Five Screenwriting Tips For A Hot Summer
Part 2 of our "Survival" series for screenwriters:
- DON'T BE THE PERFECTIONIST
- WHY I WALKED OUT ON LITTLE CHILDREN
- DUMP THE CUT TO'S
- AVOID FLASHBACK PING-PONG
- WHY I WALKED OUT ON BENJAMIN BUTTON
Three Oscar wins, dozens of awards and nominations around the globe. Great blood lines with the F. Scott Fitzgerald source material. Incredible effects, beautiful look to the film. Brave performances by Pitt and Cate Blanchett. What's your problem with this one, genius? Why walk on it?
Because it booooored me!
2 1/2 hours? Of what? Felt like I was trapped watching a slide show of Benjamin Button's life. "In the 20's I was..." "In the 40's I was..." Structurally perfect sequences, but dull. I always feel a bit guilty telling folks I walked on Benjamin Button for...Paul Blart, Mall Cop! Truth be told, I'd do it again!

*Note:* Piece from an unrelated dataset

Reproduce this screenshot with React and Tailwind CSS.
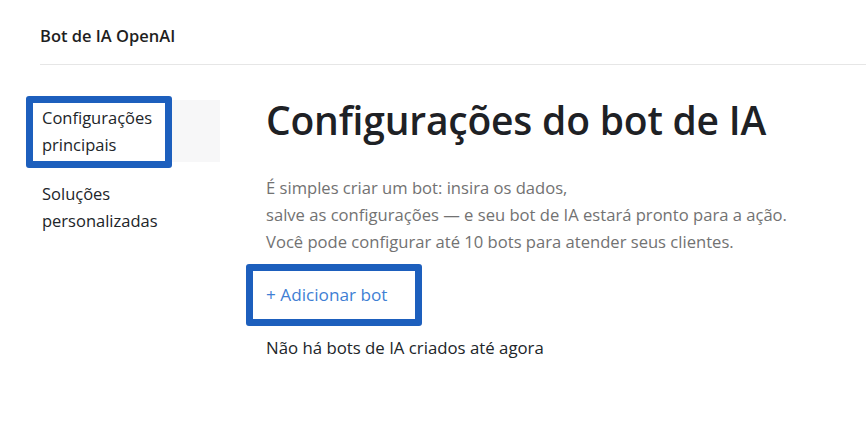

Examine your process - how you write the script. Let's say you've outlined your script. You've blocked out time and are coming at it with good energy. You barricade yourself in with a copy of Baudelaire's Flowers of Evil, 18 bottles of Pabst Blue Ribbon or whatever it takes to get you rolling. The pages come out, but look like crap. What the $#@*! Why?! Remember this scene in Amadeus?God speaking to you lately? It doesn't happen. There are going to be so many rewrites, polishes, trims, tucks, cuts...the script in constant revision mode. Don't be a perfectionist. Don't keep rewriting the same 30 pages.

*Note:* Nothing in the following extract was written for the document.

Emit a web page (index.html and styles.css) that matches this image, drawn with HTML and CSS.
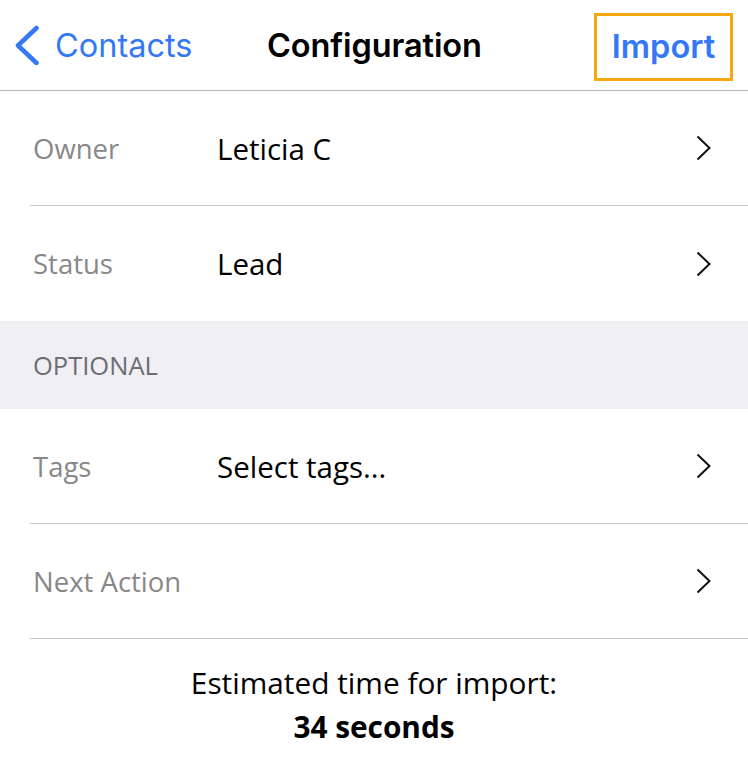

I've seen good writers lose confidence this way. They can't get the scene down, but they won't let it go. You have to push forward. That's the purpose of the rough "discovery" draft. Push forward, say everything you want to say in rough form. If, at the end, you're looking at 140 pages, so what? You'll know what needs to be done by the time you reach the end. Don't censor yourself. Push out. Get the rough draft done, then refine.
Trust yourself!
I made a vow: "If I hear that voice over again, I'm walking." There's Kate Winslet approaching a playground: "Many times Mary would take her child to the playground." Kate swings her kid in the swing. "She loved to swing her kid on the swing." Kate looks to a gaggle of women chatting at the merry-go-round. "There would often be other mothers there gossiping." Voice over, if used at all, should not describe what we're seeing directly. Good voice over is indirect. It delves into the mind of a character for insights that are essential to the scene, insights we can't see. If you're using voice over, please, examine the necessity of it. What's your voice over adding that we can't discover visually? This is not to say it can't be done well. Road To Perdition, Goodfellas, American Pyscho, Forrest Gump all had voice over essential to the narrative.
Still found-for whatever reason- in Final Draft software under the "Transition" tab, CUT TO is a useless and redundant device. Why would I need CUT TO to indicate a new scene? A slugline, by definition, indicates a new scene.
I've heard the argument that they help visualize the movie, a hard cut looks different from a dissolve. That is a director/editor's call, not the Spec Screenwriter. You want you script visual? Don't slow the reader's eye with 100+ pointless CUT TO's. Dump 'em.
Bouncing from FLASHBACK to PRESENT is not ideal. Like voice over, use FLASHBACKS if there's no other way to tell the story. Use FLASH TO's for shorter time frames, to go into a character's mind for a recollection or moment. FLASH TO's appear in movies as five or ten second bursts of memory, as visions of the past, but are not flashbacks. You never leave the present moment; only go back in time inside the character's mind, then return just as quickly to the present. Do not force the reader into reading the visual equivalent of ping-pong. If you can tell the story without any flashbacks, do it.